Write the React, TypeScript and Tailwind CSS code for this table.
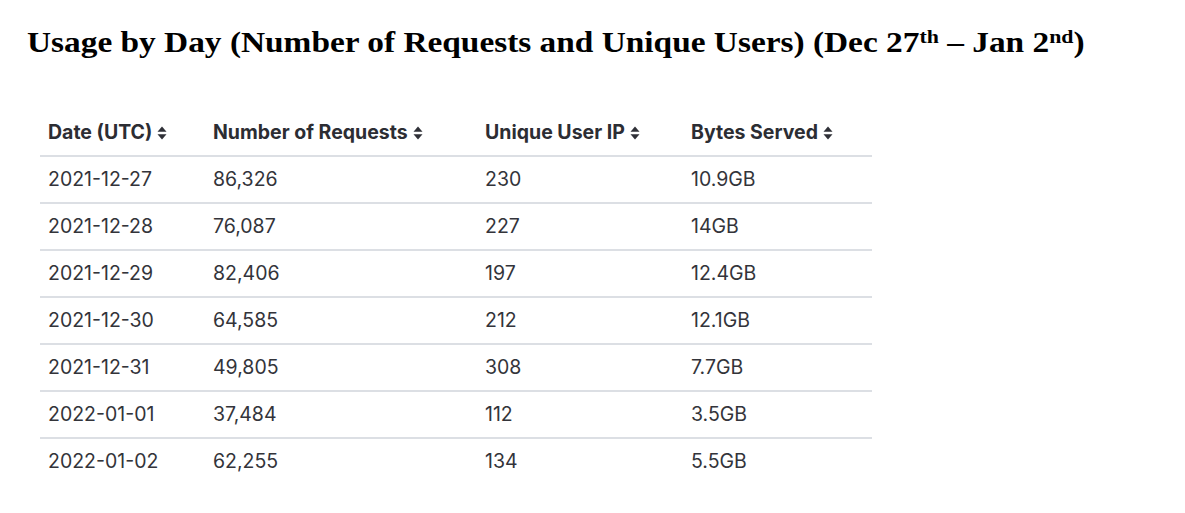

==

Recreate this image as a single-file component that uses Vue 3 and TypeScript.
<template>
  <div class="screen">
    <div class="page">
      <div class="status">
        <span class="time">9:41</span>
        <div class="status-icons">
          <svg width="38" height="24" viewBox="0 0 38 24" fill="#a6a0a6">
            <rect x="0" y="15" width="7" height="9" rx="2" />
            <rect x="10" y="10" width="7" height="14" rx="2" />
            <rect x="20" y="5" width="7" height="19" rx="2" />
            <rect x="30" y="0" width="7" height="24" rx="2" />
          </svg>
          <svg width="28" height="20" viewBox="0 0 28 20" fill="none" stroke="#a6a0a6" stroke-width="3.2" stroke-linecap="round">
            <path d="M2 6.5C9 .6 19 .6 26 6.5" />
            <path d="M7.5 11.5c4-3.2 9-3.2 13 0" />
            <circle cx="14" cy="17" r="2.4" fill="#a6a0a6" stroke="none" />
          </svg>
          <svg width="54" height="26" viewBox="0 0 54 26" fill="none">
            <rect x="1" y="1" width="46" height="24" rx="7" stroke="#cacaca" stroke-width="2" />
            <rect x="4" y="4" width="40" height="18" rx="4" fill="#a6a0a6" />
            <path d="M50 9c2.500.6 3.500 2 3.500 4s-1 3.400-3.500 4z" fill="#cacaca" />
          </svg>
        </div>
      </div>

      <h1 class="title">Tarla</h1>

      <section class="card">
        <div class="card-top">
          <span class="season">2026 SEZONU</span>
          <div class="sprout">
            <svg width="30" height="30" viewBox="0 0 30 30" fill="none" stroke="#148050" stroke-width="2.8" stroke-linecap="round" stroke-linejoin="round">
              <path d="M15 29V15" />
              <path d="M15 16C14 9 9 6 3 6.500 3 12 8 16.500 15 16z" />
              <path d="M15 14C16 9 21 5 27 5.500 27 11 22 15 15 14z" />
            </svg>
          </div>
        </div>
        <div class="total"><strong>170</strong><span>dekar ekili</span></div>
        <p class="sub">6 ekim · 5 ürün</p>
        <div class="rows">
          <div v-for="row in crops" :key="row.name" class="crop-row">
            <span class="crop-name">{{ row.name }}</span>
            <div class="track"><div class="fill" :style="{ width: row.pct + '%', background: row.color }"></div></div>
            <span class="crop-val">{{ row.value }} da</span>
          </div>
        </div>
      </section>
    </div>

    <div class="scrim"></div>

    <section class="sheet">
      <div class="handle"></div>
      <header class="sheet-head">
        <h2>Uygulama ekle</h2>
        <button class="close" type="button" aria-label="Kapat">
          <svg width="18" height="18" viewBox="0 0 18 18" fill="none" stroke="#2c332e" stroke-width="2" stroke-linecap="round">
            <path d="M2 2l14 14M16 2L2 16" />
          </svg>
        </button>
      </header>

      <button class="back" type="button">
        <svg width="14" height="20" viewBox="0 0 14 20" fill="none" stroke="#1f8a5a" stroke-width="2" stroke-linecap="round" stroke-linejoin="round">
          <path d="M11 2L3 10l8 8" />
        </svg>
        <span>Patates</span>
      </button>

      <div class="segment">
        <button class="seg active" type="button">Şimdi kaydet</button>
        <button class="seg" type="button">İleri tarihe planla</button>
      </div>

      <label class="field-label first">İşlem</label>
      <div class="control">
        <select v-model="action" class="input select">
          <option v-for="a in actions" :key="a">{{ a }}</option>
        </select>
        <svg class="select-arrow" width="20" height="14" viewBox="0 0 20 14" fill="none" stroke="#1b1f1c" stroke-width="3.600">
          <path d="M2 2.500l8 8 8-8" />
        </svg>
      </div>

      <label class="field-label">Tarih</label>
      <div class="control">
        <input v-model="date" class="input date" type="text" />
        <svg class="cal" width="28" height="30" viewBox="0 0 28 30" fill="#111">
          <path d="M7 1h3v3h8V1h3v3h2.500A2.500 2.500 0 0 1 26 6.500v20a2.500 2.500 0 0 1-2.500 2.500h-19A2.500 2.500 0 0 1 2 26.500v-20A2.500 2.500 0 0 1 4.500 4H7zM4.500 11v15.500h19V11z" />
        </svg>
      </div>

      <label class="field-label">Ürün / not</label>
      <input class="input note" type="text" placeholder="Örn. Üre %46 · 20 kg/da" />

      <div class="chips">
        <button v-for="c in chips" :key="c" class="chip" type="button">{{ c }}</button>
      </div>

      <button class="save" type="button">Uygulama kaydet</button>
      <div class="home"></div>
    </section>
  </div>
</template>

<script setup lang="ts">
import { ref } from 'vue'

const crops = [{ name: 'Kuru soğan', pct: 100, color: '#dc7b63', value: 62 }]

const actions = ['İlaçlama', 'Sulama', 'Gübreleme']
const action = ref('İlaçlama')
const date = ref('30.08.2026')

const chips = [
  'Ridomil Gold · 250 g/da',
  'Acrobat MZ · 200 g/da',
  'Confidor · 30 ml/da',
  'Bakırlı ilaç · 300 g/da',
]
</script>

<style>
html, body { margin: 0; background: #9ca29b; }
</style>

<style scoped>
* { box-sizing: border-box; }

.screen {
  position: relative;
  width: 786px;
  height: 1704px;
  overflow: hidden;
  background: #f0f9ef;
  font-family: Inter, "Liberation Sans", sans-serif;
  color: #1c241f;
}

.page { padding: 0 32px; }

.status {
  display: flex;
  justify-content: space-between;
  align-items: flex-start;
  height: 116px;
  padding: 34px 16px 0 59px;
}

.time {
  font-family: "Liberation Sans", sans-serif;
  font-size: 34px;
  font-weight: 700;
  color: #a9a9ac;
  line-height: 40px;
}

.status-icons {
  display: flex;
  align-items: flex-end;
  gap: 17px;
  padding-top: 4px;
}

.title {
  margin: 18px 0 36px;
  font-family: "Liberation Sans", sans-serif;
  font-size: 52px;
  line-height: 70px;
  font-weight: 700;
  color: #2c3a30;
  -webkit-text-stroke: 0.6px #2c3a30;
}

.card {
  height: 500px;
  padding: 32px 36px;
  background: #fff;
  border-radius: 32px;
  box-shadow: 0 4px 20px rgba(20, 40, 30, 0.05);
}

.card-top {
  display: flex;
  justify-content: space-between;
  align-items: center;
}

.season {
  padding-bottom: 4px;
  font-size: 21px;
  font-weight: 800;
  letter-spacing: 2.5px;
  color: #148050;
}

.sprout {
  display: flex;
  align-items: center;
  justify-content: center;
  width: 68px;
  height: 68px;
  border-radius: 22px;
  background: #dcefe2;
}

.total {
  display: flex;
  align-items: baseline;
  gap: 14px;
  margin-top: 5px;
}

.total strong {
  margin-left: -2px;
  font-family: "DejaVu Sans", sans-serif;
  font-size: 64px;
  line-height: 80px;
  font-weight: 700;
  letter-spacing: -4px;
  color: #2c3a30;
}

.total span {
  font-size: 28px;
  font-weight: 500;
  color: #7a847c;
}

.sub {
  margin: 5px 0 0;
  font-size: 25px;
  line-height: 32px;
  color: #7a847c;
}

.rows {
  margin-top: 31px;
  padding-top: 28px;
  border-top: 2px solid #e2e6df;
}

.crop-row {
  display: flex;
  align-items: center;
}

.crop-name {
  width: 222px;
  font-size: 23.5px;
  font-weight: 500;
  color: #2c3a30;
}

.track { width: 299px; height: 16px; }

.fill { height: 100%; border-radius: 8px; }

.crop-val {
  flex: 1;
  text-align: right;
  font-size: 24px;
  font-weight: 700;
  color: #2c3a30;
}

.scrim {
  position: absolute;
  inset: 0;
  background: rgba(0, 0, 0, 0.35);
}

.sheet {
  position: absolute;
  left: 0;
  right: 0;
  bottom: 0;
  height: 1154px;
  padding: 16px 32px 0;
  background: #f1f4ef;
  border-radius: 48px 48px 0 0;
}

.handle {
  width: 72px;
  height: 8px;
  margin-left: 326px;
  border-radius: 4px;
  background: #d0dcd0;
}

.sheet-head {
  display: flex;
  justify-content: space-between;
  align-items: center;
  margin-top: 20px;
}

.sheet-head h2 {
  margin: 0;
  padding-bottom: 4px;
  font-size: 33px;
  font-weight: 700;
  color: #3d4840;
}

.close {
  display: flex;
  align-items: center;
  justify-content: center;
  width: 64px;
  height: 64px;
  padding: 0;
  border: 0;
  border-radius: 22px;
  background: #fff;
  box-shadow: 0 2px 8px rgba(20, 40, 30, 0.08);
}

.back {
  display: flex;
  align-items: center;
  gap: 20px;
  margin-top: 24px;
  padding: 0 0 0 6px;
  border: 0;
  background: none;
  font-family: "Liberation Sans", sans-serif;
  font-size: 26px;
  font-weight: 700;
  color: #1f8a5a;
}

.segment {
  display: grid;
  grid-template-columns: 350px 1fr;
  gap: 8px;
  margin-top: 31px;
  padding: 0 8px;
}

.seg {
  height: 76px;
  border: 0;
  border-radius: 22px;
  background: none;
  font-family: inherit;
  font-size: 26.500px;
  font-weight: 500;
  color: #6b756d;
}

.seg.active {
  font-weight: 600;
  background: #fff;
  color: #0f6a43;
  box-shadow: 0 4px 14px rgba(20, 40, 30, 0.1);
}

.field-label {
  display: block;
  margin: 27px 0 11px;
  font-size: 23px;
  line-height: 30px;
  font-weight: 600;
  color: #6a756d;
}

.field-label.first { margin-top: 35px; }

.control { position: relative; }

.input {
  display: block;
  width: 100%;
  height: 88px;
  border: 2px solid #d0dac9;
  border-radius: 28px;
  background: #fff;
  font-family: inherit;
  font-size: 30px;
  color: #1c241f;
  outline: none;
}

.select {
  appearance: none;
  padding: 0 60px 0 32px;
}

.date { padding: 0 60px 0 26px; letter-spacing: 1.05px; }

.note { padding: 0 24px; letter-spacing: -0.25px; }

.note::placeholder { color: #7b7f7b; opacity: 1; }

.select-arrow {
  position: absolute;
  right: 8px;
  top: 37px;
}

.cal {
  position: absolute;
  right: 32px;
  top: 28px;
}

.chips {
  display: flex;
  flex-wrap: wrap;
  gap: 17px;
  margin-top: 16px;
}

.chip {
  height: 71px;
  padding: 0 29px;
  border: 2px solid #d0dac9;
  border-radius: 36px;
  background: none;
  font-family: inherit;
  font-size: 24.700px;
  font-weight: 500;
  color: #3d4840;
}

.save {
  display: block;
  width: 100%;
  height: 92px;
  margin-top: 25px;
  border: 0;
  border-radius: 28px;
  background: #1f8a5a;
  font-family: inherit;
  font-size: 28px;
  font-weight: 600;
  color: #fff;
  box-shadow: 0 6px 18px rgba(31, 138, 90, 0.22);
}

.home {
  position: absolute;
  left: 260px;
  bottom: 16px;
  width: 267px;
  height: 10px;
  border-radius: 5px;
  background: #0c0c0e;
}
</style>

* * *

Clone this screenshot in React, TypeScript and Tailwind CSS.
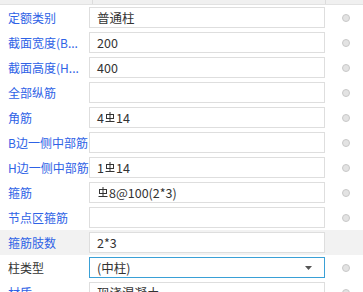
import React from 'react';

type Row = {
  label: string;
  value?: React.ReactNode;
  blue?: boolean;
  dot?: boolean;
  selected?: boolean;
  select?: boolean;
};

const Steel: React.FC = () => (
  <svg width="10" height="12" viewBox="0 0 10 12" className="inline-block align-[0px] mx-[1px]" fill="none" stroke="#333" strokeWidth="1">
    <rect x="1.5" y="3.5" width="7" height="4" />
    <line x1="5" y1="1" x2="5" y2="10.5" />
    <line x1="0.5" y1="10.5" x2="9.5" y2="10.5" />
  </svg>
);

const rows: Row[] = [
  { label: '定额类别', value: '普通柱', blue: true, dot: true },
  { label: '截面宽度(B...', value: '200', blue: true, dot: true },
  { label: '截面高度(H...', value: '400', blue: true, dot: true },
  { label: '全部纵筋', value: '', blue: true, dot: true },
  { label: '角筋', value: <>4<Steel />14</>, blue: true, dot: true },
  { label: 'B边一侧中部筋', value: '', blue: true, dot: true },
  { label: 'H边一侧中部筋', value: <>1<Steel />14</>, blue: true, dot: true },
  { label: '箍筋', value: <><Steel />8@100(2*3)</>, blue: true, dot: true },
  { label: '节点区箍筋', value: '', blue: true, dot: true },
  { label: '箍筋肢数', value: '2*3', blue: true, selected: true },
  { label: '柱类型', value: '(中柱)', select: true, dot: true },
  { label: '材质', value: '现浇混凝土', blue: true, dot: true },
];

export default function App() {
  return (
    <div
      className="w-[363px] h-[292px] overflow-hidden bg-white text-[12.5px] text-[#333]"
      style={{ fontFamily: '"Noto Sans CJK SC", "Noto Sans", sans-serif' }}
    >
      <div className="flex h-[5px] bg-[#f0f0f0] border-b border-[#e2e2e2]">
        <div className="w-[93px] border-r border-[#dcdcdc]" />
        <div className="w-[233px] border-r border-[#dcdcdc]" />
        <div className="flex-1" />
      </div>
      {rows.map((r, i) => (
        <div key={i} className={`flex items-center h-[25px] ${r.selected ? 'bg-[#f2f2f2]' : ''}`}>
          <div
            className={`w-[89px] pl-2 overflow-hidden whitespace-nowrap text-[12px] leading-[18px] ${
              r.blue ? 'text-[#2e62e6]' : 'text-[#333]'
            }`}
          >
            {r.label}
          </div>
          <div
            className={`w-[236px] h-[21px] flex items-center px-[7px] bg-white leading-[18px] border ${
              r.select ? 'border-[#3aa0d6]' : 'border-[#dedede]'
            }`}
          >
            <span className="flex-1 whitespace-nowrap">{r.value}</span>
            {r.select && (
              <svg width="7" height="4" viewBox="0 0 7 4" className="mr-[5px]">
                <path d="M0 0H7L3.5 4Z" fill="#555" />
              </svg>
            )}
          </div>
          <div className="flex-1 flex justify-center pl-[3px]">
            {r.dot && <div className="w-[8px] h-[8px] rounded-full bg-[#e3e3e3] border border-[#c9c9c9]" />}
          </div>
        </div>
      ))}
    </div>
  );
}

WRITTEN PROBLEM:
Copy every line in the entries above that has the string "this" in it.

WRITTEN ANSWER:
Write the React, TypeScript and Tailwind CSS code for this table.
Recreate this image as a single-file component that uses Vue 3 and TypeScript.
Clone this screenshot in React, TypeScript and Tailwind CSS.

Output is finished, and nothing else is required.